Upper Trigram
艮 Gèn
Mountain — Stillness
Lower Trigram
離 Lí
Fire — Clinging
Classical Texts
The Judgment
Success through smallness. Persistence brings good fortune to the wanderer. When a stranger, you should not be gruff or overbearing. Having no large circle of acquaintances, don't give yourself airs. Be cautious and reserved—this protects from evil. Be obliging toward others and win success. A wanderer has no fixed abode; home is the road. Take care to remain upright and steadfast, sojourning only in proper places, associating only with good people. Then you have good fortune and can go your way unmolested.
The Lines
Line 1
If the wanderer busies himself with trivial things, he draws down misfortune upon himself. A wanderer should not demean himself or busy himself with inferior things along the way. The humbler and more defenseless your outward position, the more you should preserve inner dignity.
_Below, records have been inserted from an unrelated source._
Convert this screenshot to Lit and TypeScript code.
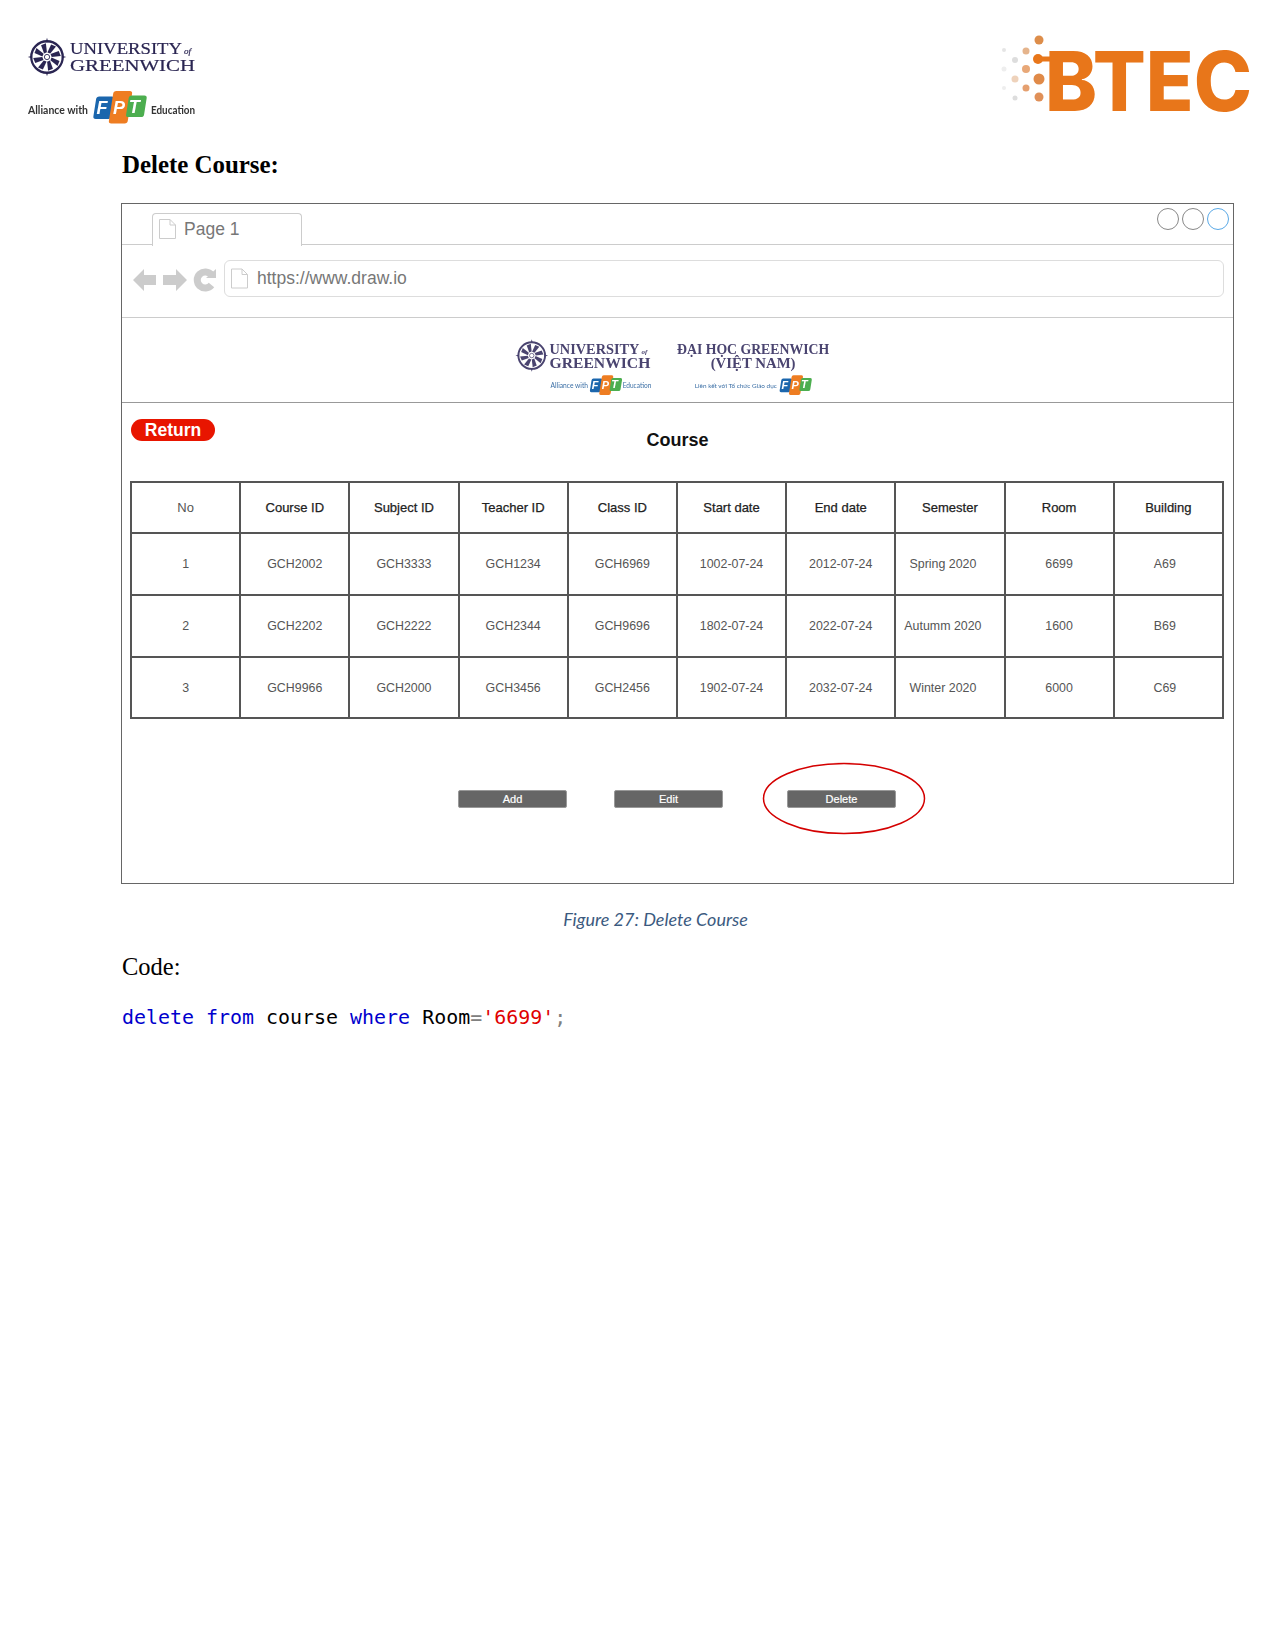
import { LitElement, css, html, svg } from "lit";
import { customElement } from "lit/decorators.js";

const COLUMNS = ["No", "Course ID", "Subject ID", "Teacher ID", "Class ID", "Start date", "End date", "Semester", "Room", "Building"];
const ROWS = [
  ["1", "GCH2002", "GCH3333", "GCH1234", "GCH6969", "1002-07-24", "2012-07-24", "Spring 2020", "6699", "A69"],
  ["2", "GCH2202", "GCH2222", "GCH2344", "GCH9696", "1802-07-24", "2022-07-24", "Autumm 2020", "1600", "B69"],
  ["3", "GCH9966", "GCH2000", "GCH3456", "GCH2456", "1902-07-24", "2032-07-24", "Winter 2020", "6000", "C69"],
];

const BTEC_DOTS = [
  [1039, 40, 4.5, "#dd8d4a"], [1026, 51, 3.5, "#e5b48c"], [1004, 50, 2, "#e5e5e5"],
  [1015, 60, 3, "#ddd"], [1038, 59, 5, "#e8761a"], [1026, 69, 4, "#e8a878"],
  [1004, 69, 2.5, "#eee"], [1039, 79, 5.5, "#e08a48"], [1015, 79, 3.5, "#eed2bb"],
  [1026, 88, 3.5, "#e5a070"], [1004, 88, 2, "#eee"], [1039, 97, 4.5, "#e09058"],
  [1015, 98, 2.5, "#ddd"],
];

// compass seal of the university, drawn around its centre
const seal = (cx: number, cy: number, r: number, color: string) => svg`
  <g transform="translate(${cx} ${cy}) scale(${r / 20})" fill=${color}>
    <circle r="18" fill="none" stroke=${color} stroke-width="2.6"></circle>
    ${[0, 45, 90, 135, 180, 225, 270, 315].map(
      (a) => svg`<path transform="rotate(${a + 22})" d="M-1.5 -5 L2 -5 L5 -15 L-1 -15 Z"></path>`,
    )}
    ${[0, 90, 180, 270].map((a) => svg`<path transform="rotate(${a})" d="M-1.5 -17 L0 -22 L1.5 -17 Z"></path>`)}
    <circle r="3" fill="none" stroke=${color} stroke-width="1"></circle>
  </g>
`;

const fptMark = (x: number, y: number, s: number) => svg`
  <g transform="translate(${x} ${y}) scale(${s})">
    <rect x="6" y="6" width="20" height="25" rx="3" fill="#1b66ad" transform="skewX(-9)"></rect>
    <rect x="24" y="0" width="21" height="36" rx="3" fill="#ee7d22" transform="skewX(-9)"></rect>
    <rect x="42" y="5" width="20" height="24" rx="3" fill="#4cae4f" transform="skewX(-9)"></rect>
    <g fill="#fff" font-family="Liberation Sans, sans-serif" font-weight="700" font-style="italic" font-size="20" text-anchor="middle">
      <text x="11" y="25">F</text>
      <text x="30" y="25">P</text>
      <text x="47" y="24">T</text>
    </g>
  </g>
`;

@customElement("app-root")
export class AppRoot extends LitElement {
  static styles = css`
    :host {
      display: block;
      min-height: 1651px;
      background: #fff;
      color: #000;
      font-family: "Liberation Serif", serif;
    }
    .header {
      display: flex;
      justify-content: space-between;
      align-items: flex-start;
      padding: 30px 0 0 20px;
      height: 120px;
    }
    .blur {
      filter: blur(0.4px);
    }
    .content {
      padding: 0 41px 0 122px;
    }
    h2 {
      margin: 0;
      font-size: 24.9px;
      line-height: 30px;
      height: 53px;
    }
    .frame {
      position: relative;
      margin-left: -1px;
      width: 1111px;
      border: 1px solid #666;
      font-family: "Liberation Sans", sans-serif;
    }
    .tabbar {
      display: flex;
      justify-content: space-between;
      height: 40px;
      border-bottom: 1px solid #ccc;
      box-sizing: content-box;
    }
    .tab {
      display: flex;
      align-items: center;
      gap: 8px;
      box-sizing: border-box;
      width: 150px;
      height: 33px;
      margin: 9px 0 -1px 30px;
      padding: 0 0 2px 6px;
      background: #fff;
      border: 1px solid #ccc;
      border-bottom: none;
      border-radius: 4px 4px 0 0;
      font-size: 17.5px;
      color: #777;
    }
    .dots {
      display: flex;
      gap: 3px;
      margin: 4px 4px 0 0;
    }
    .dot {
      width: 20px;
      height: 20px;
      border: 1.5px solid #888;
      border-radius: 50%;
    }
    .dot.active {
      border-color: #5aa9e6;
    }
    .navbar {
      display: flex;
      align-items: flex-start;
      height: 57px;
      padding: 15px 0 0 11px;
      border-bottom: 1px solid #ccc;
    }
    .nav-icons {
      display: block;
      margin: 7px 6px 0 0;
    }
    .address {
      display: flex;
      align-items: center;
      gap: 9px;
      box-sizing: border-box;
      width: 1000px;
      height: 37px;
      padding-left: 6px;
      border: 1px solid #ddd;
      border-radius: 6px;
      font-size: 17.5px;
      color: #777;
    }
    .band {
      display: block;
      height: 84px;
      border-bottom: 1px solid #999;
    }
    .main {
      padding: 16px 9px 75px;
    }
    .top {
      display: grid;
      grid-template-columns: 1fr auto 1fr;
      height: 62px;
    }
    .return {
      width: 84px;
      height: 22px;
      line-height: 22px;
      border-radius: 11px;
      background: #e81500;
      color: #fff;
      font-size: 17.5px;
      font-weight: 700;
      text-align: center;
    }
    .title {
      margin-top: 10px;
      font-size: 18px;
      font-weight: 700;
      line-height: 22px;
      color: #111;
    }
    table {
      width: 1094px;
      margin-left: -1px;
      table-layout: fixed;
      border-collapse: collapse;
    }
    th,
    td {
      padding: 0;
      border: 2px solid #555;
      text-align: center;
      font-size: 12.4px;
      color: #555;
      height: 60px;
    }
    tbody tr:last-child td {
      height: 59px;
    }
    th {
      height: 49px;
      font-size: 13px;
      font-weight: 400;
      color: #222;
      -webkit-text-stroke: 0.25px #222;
    }
    th:first-child {
      color: #555;
      -webkit-text-stroke: 0;
    }
    td.semester {
      padding-right: 14px;
    }
    td.building {
      padding-right: 7px;
    }
    .actions {
      display: flex;
      margin: 71px 0 0 327px;
    }
    .btn {
      position: relative;
      width: 109px;
      height: 18px;
      line-height: 16px;
      border: 1px solid #999;
      box-sizing: border-box;
      border-radius: 2px;
      background: #666;
      color: #fff;
      font-size: 11px;
      text-align: center;
      -webkit-text-stroke: 0.2px #fff;
    }
    .btn.edit {
      margin-left: 47px;
    }
    .btn.delete {
      margin-left: 64px;
    }
    .ring {
      position: absolute;
      left: -26px;
      top: -29px;
    }
    .caption {
      margin: 24px 0 0;
      width: 1067px;
      text-align: center;
      font-family: Lato, sans-serif;
      font-style: italic;
      font-size: 18px;
      line-height: 22px;
      color: #3b5a80;
    }
    .code-label {
      margin-top: 22px;
      font-size: 24.5px;
      line-height: 30px;
    }
    .code {
      margin-top: 23px;
      font-family: "DejaVu Sans Mono", monospace;
      font-size: 19.95px;
      line-height: 24px;
      white-space: pre;
    }
    .kw {
      color: #0000cd;
    }
    .str {
      color: #e00000;
    }
    .op {
      color: #808080;
    }
  `;

  private docIcon(width: number, height: number) {
    return html`<svg width=${width} height=${height} viewBox="0 0 17 20">
      <path d="M.5 .5 H11 L16.5 6 V19.5 H.5 Z M11 .5 V6 H16.5" fill="#fff" stroke="#ccc"></path>
    </svg>`;
  }

  private navIcons() {
    return html`<svg class="nav-icons" width="85" height="26" viewBox="0 0 85 26">
      <path d="M0 13 L11 2 V8 H23 V18 H11 V24 Z" fill="#ccc"></path>
      <path d="M54 13 L43 2 V8 H30 V18 H43 V24 Z" fill="#ccc"></path>
      <path d="M78.5 8 A8 8 0 1 0 78.5 18" fill="none" stroke="#ccc" stroke-width="7"></path>
      <path d="M73 11 L83 11 L83 2 Z" fill="#ccc"></path>
    </svg>`;
  }

  private headerLogo() {
    return html`<svg class="blur" width="185" height="100" viewBox="20 30 185 100">
      ${seal(47, 57, 17.5, "#2a2552")}
      <g fill="#2a2552" font-family="Liberation Serif, serif" font-size="17.5" stroke="#2a2552" stroke-width="0.2">
        <text x="70" y="54" textLength="112" lengthAdjust="spacingAndGlyphs">UNIVERSITY</text>
        <text x="184" y="54" font-size="9" font-style="italic">of</text>
        <text x="70" y="71" textLength="125" lengthAdjust="spacingAndGlyphs">GREENWICH</text>
      </g>
      <g fill="#333" font-family="Lato, sans-serif" font-size="11.5" font-weight="700">
        <text x="28" y="114" textLength="60" lengthAdjust="spacingAndGlyphs">Alliance with</text>
        <text x="151" y="114" textLength="44" lengthAdjust="spacingAndGlyphs">Education</text>
      </g>
      ${fptMark(92, 91, 0.9)}
    </svg>`;
  }

  private btecLogo() {
    return html`<svg class="blur" width="280" height="115" viewBox="995 30 280 115">
      ${BTEC_DOTS.map(([x, y, r, c]) => svg`<circle cx=${x} cy=${y} r=${r} fill=${c}></circle>`)}
      <rect x="1038" y="56.5" width="16" height="5" fill="#e8761a"></rect>
      <text x="1045" y="111" font-family="Inter, sans-serif" font-weight="800" font-size="82" fill="#e8761a" textLength="207" lengthAdjust="spacingAndGlyphs">BTEC</text>
    </svg>`;
  }

  private bandLogo() {
    return html`<svg class="band blur" width="1111" height="85" viewBox="122 317 1111 85">
      ${seal(530, 355, 15, "#4a4470")}
      <g fill="#4a4470" font-family="Liberation Serif, serif" font-size="15" font-weight="700">
        <text x="548" y="353" textLength="91" lengthAdjust="spacingAndGlyphs">UNIVERSITY</text>
        <text x="641" y="353" font-size="7" font-style="italic">of</text>
        <text x="548" y="368" textLength="102" lengthAdjust="spacingAndGlyphs">GREENWICH</text>
        <text x="677" y="353" textLength="154" lengthAdjust="spacingAndGlyphs">ĐẠI HỌC GREENWICH</text>
        <text x="754" y="368" text-anchor="middle">(VIỆT NAM)</text>
      </g>
      <g fill="#3a6ea5" font-family="Lato, sans-serif" font-size="7">
        <text x="549" y="388" textLength="38" lengthAdjust="spacingAndGlyphs">Alliance with</text>
        <text x="622" y="388" textLength="29" lengthAdjust="spacingAndGlyphs">Education</text>
        <text x="695" y="388" textLength="83" font-size="6.5" lengthAdjust="spacingAndGlyphs">Liên kết với Tổ chức Giáo dục</text>
      </g>
      ${fptMark(588, 375, 0.55)}
      ${fptMark(780, 375, 0.55)}
    </svg>`;
  }

  render() {
    return html`
      <div class="header">${this.headerLogo()} ${this.btecLogo()}</div>
      <div class="content">
        <h2>Delete Course:</h2>
        <div class="frame">
          <div class="tabbar">
            <div class="tab">${this.docIcon(17, 20)} Page 1</div>
            <div class="dots">
              <div class="dot"></div>
              <div class="dot"></div>
              <div class="dot active"></div>
            </div>
          </div>
          <div class="navbar">
            ${this.navIcons()}
            <div class="address">${this.docIcon(17, 21)} https://www.draw.io</div>
          </div>
          ${this.bandLogo()}
          <div class="main">
            <div class="top">
              <div class="return">Return</div>
              <div class="title">Course</div>
            </div>
            <table>
              <thead>
                <tr>${COLUMNS.map((c) => html`<th>${c}</th>`)}</tr>
              </thead>
              <tbody>
                ${ROWS.map(
                  (row) => html`<tr>
                    ${row.map((v, i) => html`<td class=${i === 7 ? "semester" : i === 9 ? "building" : ""}>${v}</td>`)}
                  </tr>`,
                )}
              </tbody>
            </table>
            <div class="actions">
              <div class="btn">Add</div>
              <div class="btn edit">Edit</div>
              <div class="btn delete">
                Delete
                <svg class="ring" width="164" height="73" viewBox="0 0 164 73">
                  <ellipse cx="82" cy="36.5" rx="80.5" ry="35" fill="none" stroke="#d40000" stroke-width="1.5"></ellipse>
                </svg>
              </div>
            </div>
          </div>
        </div>
        <p class="caption">Figure 27: Delete Course</p>
        <div class="code-label">Code:</div>
        <div class="code"><span class="kw">delete</span> <span class="kw">from</span> course <span class="kw">where</span> Room<span class="op">=</span><span class="str">'6699'</span><span class="op">;</span></div>
      </div>
    `;
  }
}

declare global {
  interface HTMLElementTagNameMap {
    "app-root": AppRoot;
  }
}
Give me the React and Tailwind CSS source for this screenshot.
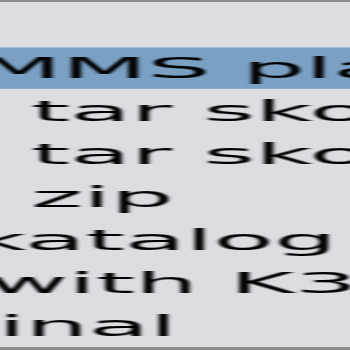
import React from "react";

const rows = [
  { text: "MMS player", ml: "ml-[-24px]", active: true },
  { text: "tar skomprimer", ml: "ml-[31px]" },
  { text: "tar skomprimer", ml: "ml-[31px]" },
  { text: "zip", ml: "ml-[31px]" },
  { text: "katalog", ml: "ml-[-31px]" },
  { text: "with K3b", ml: "ml-[-13px]" },
  { text: "Terminal", ml: "ml-[-243px]" },
];

export default function App() {
  return (
    <div
      className="w-[350px] h-[350px] overflow-hidden bg-[#dcdde1] border-t-2 border-b-[3px] border-[#8c8c8c] flex flex-col pt-[45px] text-black"
      style={{ fontFamily: '"DejaVu Sans", sans-serif' }}
    >
      {rows.map((r, i) => (
        <div
          key={i}
          className={
            r.active
              ? "h-[42px] mb-[1px] shrink-0 flex items-center bg-[#7aa0c4] border-t border-b border-t-[#a3bdd6] border-b-[#8fb0cd]"
              : "h-[43px] shrink-0 flex items-center"
          }
        >
          <span
            className={`${r.ml} shrink-0 whitespace-nowrap text-[28px] leading-[43px] origin-left scale-x-[3.55] blur-[0.6px]`}
          >
            {r.text}
          </span>
        </div>
      ))}
    </div>
  );
}
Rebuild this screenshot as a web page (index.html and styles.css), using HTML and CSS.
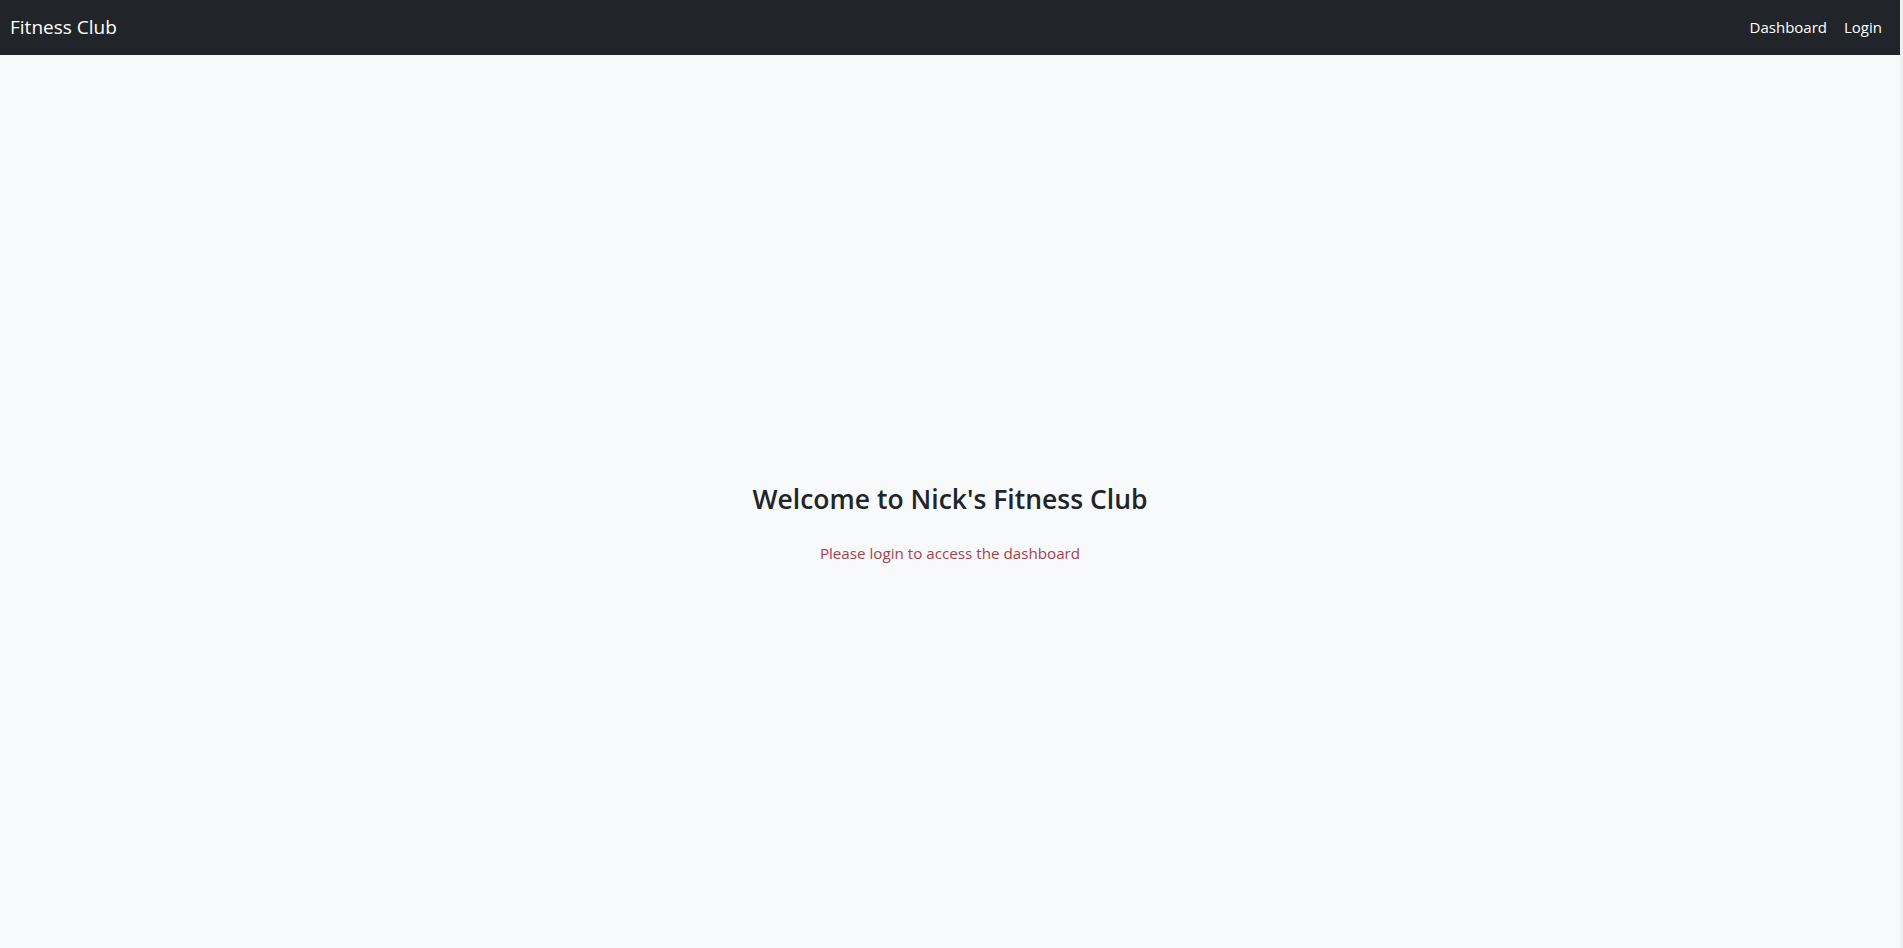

A stranger mistaken if hoping to find friendly reception through jokes and buffoonery. The result will be only contempt and insulting treatment.
Line 2
The wanderer comes to an inn. He has his property with him. He wins the steadfastness of a young servant. This wanderer is modest and reserved. Not losing touch with their inner being, they find a resting place. In the outside world, they don't lose the liking of other people, so all further them. They can acquire property and moreover win the allegiance of a faithful servant—a thing of inestimable value to a wanderer.
Line 3
The wanderer's inn burns down. He loses the steadfastness of his young servant. Danger. A truculent stranger doesn't know how to behave properly. Meddling in affairs and controversies that don't concern them, they lose their resting place. Treating their servant with aloofness and arrogance, they lose the man's loyalty. When a stranger in a strange land has no one left on whom to rely, the situation becomes very dangerous.
Line 4
The wanderer rests in a shelter. He obtains his property and an ax. My heart is not glad. A wanderer who knows how to limit desires outwardly, though inwardly strong and aspiring. Finding at least a place of shelter, succeeding in acquiring property, but not secure. Always on guard, ready to defend with arms. Hence not at ease—persistently conscious of being a stranger in a strange land.
Line 5
He shoots a pheasant. It drops with the first arrow. In the end this brings both praise and office. Traveling statesmen would introduce themselves to local princes with the gift of a pheasant. You shoot one, killing it at the first shot. Thus you find friends who praise and recommend you, and in the end the prince accepts you and confers an office. If you know how to meet the situation and introduce yourself in the right way, you may find a circle of friends and a sphere of activity even in a strange country.
Line 6
The bird's nest burns up. The wanderer laughs at first, then must needs lament and weep. Through carelessness he loses his cow. Misfortune. Loss of one's resting place. If heedless and imprudent when building the nest, this misfortune may overtake you. If you let yourself go, laughing and jesting, forgetting that you are a wanderer, you will later have cause to weep and lament. Through carelessness losing your cow—your modesty and adaptability—evil will result.
Yilin: Forest of Changes
From Jiao Yanshou's Forest of Changes (焦氏易林) — the verse for Hexagram 56 in its unchanging form. A Han dynasty collection of four-character verses interpreting every hexagram transformation.

羅網四張,鳥无所翔。征伐困極,飢窮不食。
Nets are spread in every direction; the bird has nowhere to fly. Campaign and conquest pushed to the limit; starving and destitute, without food.
Read full commentary ↓
Fire on the mountain returns to fire on the mountain — The Wanderer doubled. Nets spread in all four directions; the bird has nowhere to fly. The traveler, exhausted from endless campaigns, starves in his own destitution. This is the wanderer's condition taken to its logical extreme: when source and target are the same hexagram, the pattern intensifies without relief. No transformation occurs; the fire simply burns on the same mountain. From The Wanderer to The Wanderer, there is no escape from transience. The nets are ubiquitous, the hunger permanent, and the warfare without end. The only shift possible is in the wanderer's stance: even trapped, one may choose how to bear the unbearable.
中文注释
山上有火復為山上有火——旅之重卦。「羅網四張」——天羅地網,四面封鎖。「鳥無所翔」——飛鳥無處可去。「征伐困極,飢窮不食」——征戰至極,飢困而無食。此為旅人之處境推至極端:源卦與變卦相同,則模式無轉化地反覆加劇。火仍燃於同一座山,無處可變。從旅至旅,流離無解,羅網無隙,飢餓不止,戰事無休。唯一可能之轉變在於姿態:縱被困,仍可選擇如何承受。